§ **SHORT TASK**
Report every line from the material that contains the word "this".

§ **SOURCE EXCERPT**

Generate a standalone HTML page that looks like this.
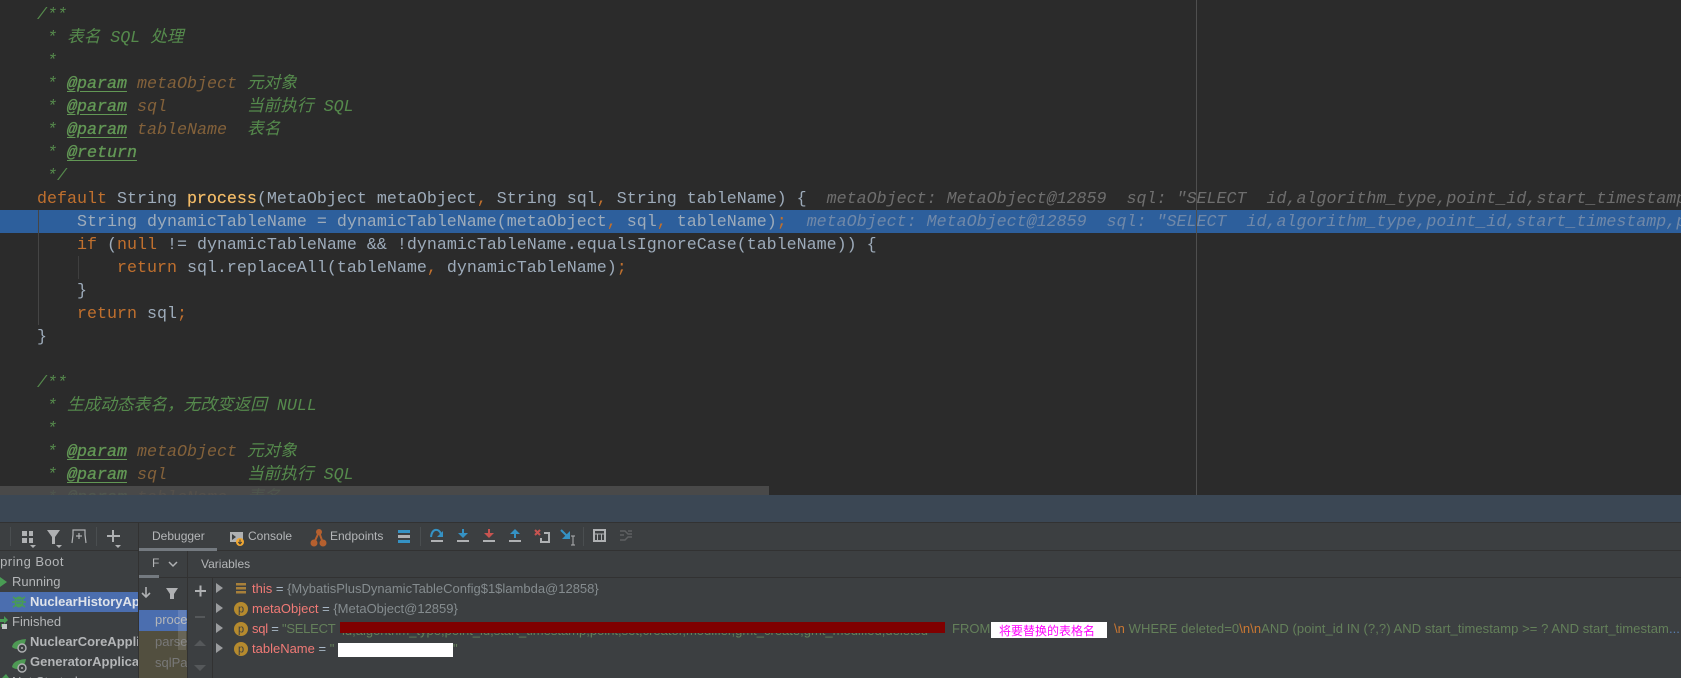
<!DOCTYPE html>
<html><head><meta charset="utf-8">
<style>
html,body{margin:0;padding:0;background:#2b2b2b}
#r{position:relative;width:1681px;height:678px;overflow:hidden;background:#2b2b2b}
.a{position:absolute}
#code{position:absolute;left:37px;top:3.5px;margin:0;font:16.67px/23.05px "Liberation Mono","Noto Sans CJK SC",monospace;color:#9dabba;white-space:pre}
.c{color:#558a4c;font-style:italic}
.t{color:#629755;font-style:italic;-webkit-text-stroke:.35px #629755;text-decoration:underline;text-underline-offset:3px}
.p{color:#83613a;font-style:italic}
.k{color:#c0702e}.f{color:#f5bd68;-webkit-text-stroke:.2px #f5bd68}
.i{color:#6e6e6e;font-style:italic}
.h{color:#7088a8;font-style:italic}
.u{font:13px/20px "Liberation Sans","Noto Sans CJK SC",sans-serif;color:#b4b6b8;white-space:nowrap}
.m{font-size:12px}
.b{font-weight:700}
.n{color:#f07a76}.e{color:#a9b7c6}.v{color:#858c8f}.s{color:#64805a}.o{color:#cc7832}
</style></head><body><div id="r">
<div class="a" style="left:0;top:210px;width:1681px;height:23px;background:#2d5f9c"></div>
<div class="a" style="left:38px;top:210px;width:1px;height:115px;background:#454545"></div>
<div class="a" style="left:78px;top:256px;width:1px;height:23px;background:#3f3f3f"></div>
<div class="a" style="left:1196px;top:0;width:1px;height:495px;background:#4f4f4f"></div>
<pre id="code"><span class="c">/**
 * 表名 SQL 处理
 *
 * </span><span class="t">@param</span> <span class="p">metaObject</span> <span class="c">元对象
 * </span><span class="t">@param</span> <span class="p">sql</span>        <span class="c">当前执行 SQL
 * </span><span class="t">@param</span> <span class="p">tableName</span>  <span class="c">表名
 * </span><span class="t">@return</span><span class="c">
 */</span>
<span class="k">default</span> String <span class="f">process</span>(MetaObject metaObject<span class="k">,</span> String sql<span class="k">,</span> String tableName) {  <span class="i">metaObject: MetaObject@12859  sql: "SELECT  id,algorithm_type,point_id,start_timestamp,point,set,creator</span>
    String dynamicTableName = dynamicTableName(metaObject<span class="k">,</span> sql<span class="k">,</span> tableName)<span class="k">;</span>  <span class="h">metaObject: MetaObject@12859  sql: "SELECT  id,algorithm_type,point_id,start_timestamp,point,set,creator</span>
    <span class="k">if</span> (<span class="k">null</span> != dynamicTableName &amp;&amp; !dynamicTableName.equalsIgnoreCase(tableName)) {
        <span class="k">return</span> sql.replaceAll(tableName<span class="k">,</span> dynamicTableName)<span class="k">;</span>
    }
    <span class="k">return</span> sql<span class="k">;</span>
}

<span class="c">/**
 * 生成动态表名，无改变返回 NULL
 *
 * </span><span class="t">@param</span> <span class="p">metaObject</span> <span class="c">元对象
 * </span><span class="t">@param</span> <span class="p">sql</span>        <span class="c">当前执行 SQL
 * </span><span class="t">@param</span> <span class="p">tableName</span>  <span class="c">表名</span></pre>
<div class="a" style="left:0;top:486px;width:769px;height:9px;background:#4d4d4d;opacity:.88"></div>
<div class="a" style="left:0;top:495px;width:1681px;height:27px;background:#3b4754"></div>
<div class="a" style="left:0;top:522px;width:1681px;height:156px;background:#3c3f41"></div>
<div class="a" style="left:0;top:522px;width:1681px;height:1px;background:#323232"></div>
<div class="a" style="left:0;top:550px;width:1681px;height:1px;background:#323232"></div>
<div class="a" style="left:139px;top:577px;width:1542px;height:1px;background:#323232"></div>
<div class="a" style="left:138px;top:523px;width:1px;height:155px;background:#323232"></div>
<div class="a" style="left:187px;top:551px;width:1px;height:127px;background:#323232"></div>
<div class="a" style="left:212px;top:578px;width:1px;height:100px;background:#323232"></div>
<div class="a" style="left:139px;top:548px;width:78px;height:3px;background:#747a80"></div>
<div class="a" style="left:139px;top:575px;width:20px;height:3px;background:#747a80"></div>
<div class="a" style="left:0;top:592px;width:138px;height:20px;background:#4b6eaf"></div>
<div class="a" style="left:139px;top:610px;width:48px;height:21px;background:#4b6eaf"></div>
<div class="a" style="left:139px;top:631px;width:48px;height:47px;background:#524f3f"></div>
<div class="a" style="left:0;top:523px;width:138px;height:155px;overflow:hidden">
<div class="a u" style="left:-9px;top:29px;letter-spacing:.45px">Spring Boot</div>
<div class="a u" style="left:12px;top:49px">Running</div>
<div class="a u b" style="left:30px;top:69px;color:#dfe3ea">NuclearHistoryApplication</div>
<div class="a u" style="left:12px;top:89px">Finished</div>
<div class="a u b" style="left:30px;top:109px">NuclearCoreApplication</div>
<div class="a u b" style="left:30px;top:129px">GeneratorApplication</div>
<div class="a u" style="left:12px;top:149px">Not Started</div>
</div>
<div class="a u m" style="left:152px;top:526px">Debugger</div>
<div class="a u m" style="left:248px;top:526px">Console</div>
<div class="a u m" style="left:330px;top:526px">Endpoints</div>
<div class="a" style="left:152px;top:553px;width:7px;height:22px;overflow:hidden"><div class="u m">Frames</div></div>
<div class="a u m" style="left:201px;top:554px">Variables</div>
<div class="a" style="left:139px;top:610px;width:48px;height:68px;overflow:hidden">
<div class="a u" style="left:16px;top:0">process</div>
<div class="a u" style="left:16px;top:22px;color:#787878">parse</div>
<div class="a u" style="left:16px;top:43px;color:#787878">sqlParse</div>
</div>
<div class="a" style="left:178px;top:610px;width:8px;height:40px;background:rgba(255,255,255,.13)"></div>
<div class="a u" style="left:252px;top:579px"><span class="n">this</span> <span class="e">=</span> <span class="v">{MybatisPlusDynamicTableConfig$1$lambda@12858}</span></div>
<div class="a u" style="left:252px;top:599px"><span class="n">metaObject</span> <span class="e">=</span> <span class="v">{MetaObject@12859}</span></div>
<div class="a u" style="left:252px;top:619px;letter-spacing:-.25px"><span class="n">sql</span> <span class="e">=</span> <span class="s">"SELECT</span></div>
<div class="a u s" style="left:342px;top:621px;width:603px;overflow:hidden">id,algorithm_type,point_id,start_timestamp,point,set,creator,modifier,gmt_create,gmt_modified,deleted</div>
<div class="a" style="left:340px;top:622px;width:605px;height:11px;background:#800000"></div>
<div class="a u s" style="left:952px;top:619px">FROM</div>
<div class="a" style="left:991px;top:622px;width:116px;height:16px;background:#fff;overflow:hidden"><span class="a" style="left:8px;top:-1px;font:12px/20px 'Noto Sans CJK SC',sans-serif;color:#f0f;white-space:nowrap">将要替换的表格名</span></div>
<div class="a u" style="left:1114px;top:619px;width:567px;overflow:hidden;letter-spacing:.07px"><span class="o">\n</span> <span class="s">WHERE deleted=0</span><span class="o">\n\n</span><span class="s">AND (point_id IN (?,?) AND start_timestamp &gt;= ? AND start_timestam</span><span style="color:#5a7fb0">...</span></div>
<div class="a u" style="left:252px;top:639px"><span class="n">tableName</span> <span class="e">=</span> <span class="s">"</span></div>
<div class="a u s" style="left:453px;top:639px">"</div>
<div class="a" style="left:338px;top:643px;width:115px;height:14px;background:#fff"></div>
<svg class="a" style="left:0;top:0" width="1681" height="678" viewBox="0 0 1681 678">
<g fill="#4a4e50"><rect x="10" y="527" width="1" height="19"/><rect x="96" y="527" width="1" height="19"/><rect x="420" y="527" width="1" height="19"/><rect x="583" y="527" width="1" height="19"/></g>
<g fill="#afb1b3">
<rect x="22" y="531" width="5" height="5"/><rect x="29" y="531" width="4" height="5"/><rect x="22" y="538" width="5" height="5"/><rect x="29" y="538" width="4" height="5"/>
<path d="M30 545h6l-3 3zM56 545h6l-3 3zM115 545h6l-3 3z"/>
<path d="M47 530h13l-5 7v7h-3v-7z"/>
<rect x="107" y="535" width="13" height="2"/><rect x="112" y="530" width="2" height="12"/>
</g>
<path d="M72 543l1-8v-5h12v5l1 8M76 536h6M79 533v6" fill="none" stroke="#afb1b3" stroke-width="1.2"/>
<path d="M0 577l7 5-7 5z" fill="#499c54"/>
<g fill="#499c54"><ellipse cx="19" cy="602" rx="4.5" ry="5.5"/><path d="M13 597l3 2M25 597l-3 2M12 602h3M26 602h-3M13 607l3-2M25 607l-3-2" stroke="#499c54" stroke-width="1.5"/></g>
<path d="M16 600h6M16 603h6" stroke="#4b6eaf" stroke-width="1"/>
<path d="M0 619h4v-3l4 4-4 4v-2H0z" fill="#499c54"/>
<rect x="1" y="624" width="3" height="3" fill="#499c54"/><rect x="2" y="624" width="5" height="5" fill="#c4c6c8"/>
<g><path d="M12 647c1-5 5-7 14-8-1 6-4 10-9 10-2 0-4-1-5-2z" fill="#4e9a54"/><circle cx="22" cy="648" r="4" fill="#3c3f41" stroke="#afb1b3" stroke-width="1.4"/><circle cx="22" cy="648" r="1" fill="#afb1b3"/></g>
<g><path d="M12 667c1-5 5-7 14-8-1 6-4 10-9 10-2 0-4-1-5-2z" fill="#4e9a54"/><circle cx="22" cy="668" r="4" fill="#3c3f41" stroke="#afb1b3" stroke-width="1.4"/><circle cx="22" cy="668" r="1" fill="#afb1b3"/></g>
<path d="M2 678l4-4 3 4z" fill="#499c54"/>
<path d="M230 532h13v10h-13z" fill="#afb1b3"/><path d="M232 534l4 3-4 3z" fill="#3c3f41"/>
<circle cx="240" cy="542" r="4" fill="#f0a732"/><path d="M240 539.5v4M238.3 542l1.7 2 1.7-2" stroke="#3c3f41" fill="none"/>
<g fill="#b5602f"><circle cx="319" cy="532" r="3"/><circle cx="314" cy="543" r="3.5"/><circle cx="323" cy="543" r="3.5"/></g>
<path d="M319 532l-5 11M319 532l4 11" stroke="#b5602f" stroke-width="2"/>
<path d="M398 530h12v3h-12z" fill="#3592c4"/><path d="M398 535h12v3h-12z" fill="#afb1b3"/><path d="M398 540h12v3h-12z" fill="#3592c4"/>
<g fill="#afb1b3"><rect x="431" y="540" width="12" height="2"/><rect x="457" y="540" width="12" height="2"/><rect x="483" y="540" width="12" height="2"/><rect x="509" y="540" width="12" height="2"/></g>
<path d="M431 537c1-9 8-9 10-3" fill="none" stroke="#3592c4" stroke-width="2"/><path d="M443 531v6h-6z" fill="#3592c4"/>
<path d="M463 529v7" stroke="#3592c4" stroke-width="2"/><path d="M458 533h10l-5 5z" fill="#3592c4"/>
<path d="M489 529v7" stroke="#c75450" stroke-width="2"/><path d="M484 533h10l-5 5z" fill="#c75450"/>
<path d="M515 531v7" stroke="#3592c4" stroke-width="2"/><path d="M510 534h10l-5-5z" fill="#3592c4"/>
<path d="M535 530l5 5M540 530l-5 5" stroke="#c75450" stroke-width="2"/>
<path d="M544 533h5v9h-8v-4" fill="none" stroke="#afb1b3" stroke-width="2"/>
<path d="M561 530l7 7" stroke="#3592c4" stroke-width="2"/><path d="M570 531v8h-8z" fill="#3592c4"/>
<path d="M571 536h4M573 536v9M571 545h4" fill="none" stroke="#afb1b3"/>
<rect x="594" y="530" width="11" height="11" fill="none" stroke="#afb1b3" stroke-width="2"/><path d="M594 534h11M597.5 534v7M601.500 534v7" stroke="#afb1b3"/>
<path d="M620 531h5l3 3h4M620 540h5l3-3h4M620 535h4M628 531h4" fill="none" stroke="#5f6163" stroke-width="1.400"/>
<path d="M146 587v10M142 593l4 4 4-4" fill="none" stroke="#afb1b3" stroke-width="1.600"/>
<path d="M166 588h12l-4 6v5h-4v-5z" fill="#afb1b3"/>
<path d="M169 562l4 4 4-4" fill="none" stroke="#afb1b3" stroke-width="1.500"/>
<rect x="195" y="590" width="11" height="2" fill="#afb1b3"/><rect x="199.500" y="585.500" width="2" height="11" fill="#afb1b3"/>
<rect x="195" y="616" width="10" height="2" fill="#55585a"/>
<path d="M194 646l6-6 6 6zM194 665l6 6 6-6z" fill="#55585a"/>
<path d="M216 583l7 5-7 5zM216 603l7 5-7 5zM216 623l7 5-7 5zM216 643l7 5-7 5z" fill="#9a9c9e"/>
<g fill="#a8803a"><rect x="236" y="583" width="10" height="2.500"/><rect x="236" y="587" width="10" height="2.500"/><rect x="236" y="591" width="10" height="2.500"/></g>
<g fill="#b58a2e"><circle cx="241" cy="609" r="7"/><circle cx="241" cy="629" r="7"/><circle cx="241" cy="649" r="7"/></g>
<g font-family="Liberation Sans,sans-serif" font-size="11" fill="#3c3f41" text-anchor="middle"><text x="241" y="612.500">p</text><text x="241" y="632.500">p</text><text x="241" y="652.500">p</text></g>
</svg>
</div></body></html>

§ **FULL ANSWER**
Generate a standalone HTML page that looks like this.
<div class="a u" style="left:252px;top:579px"><span class="n">this</span> <span class="e">=</span> <span class="v">{MybatisPlusDynamicTableConfig$1$lambda@12858}</span></div>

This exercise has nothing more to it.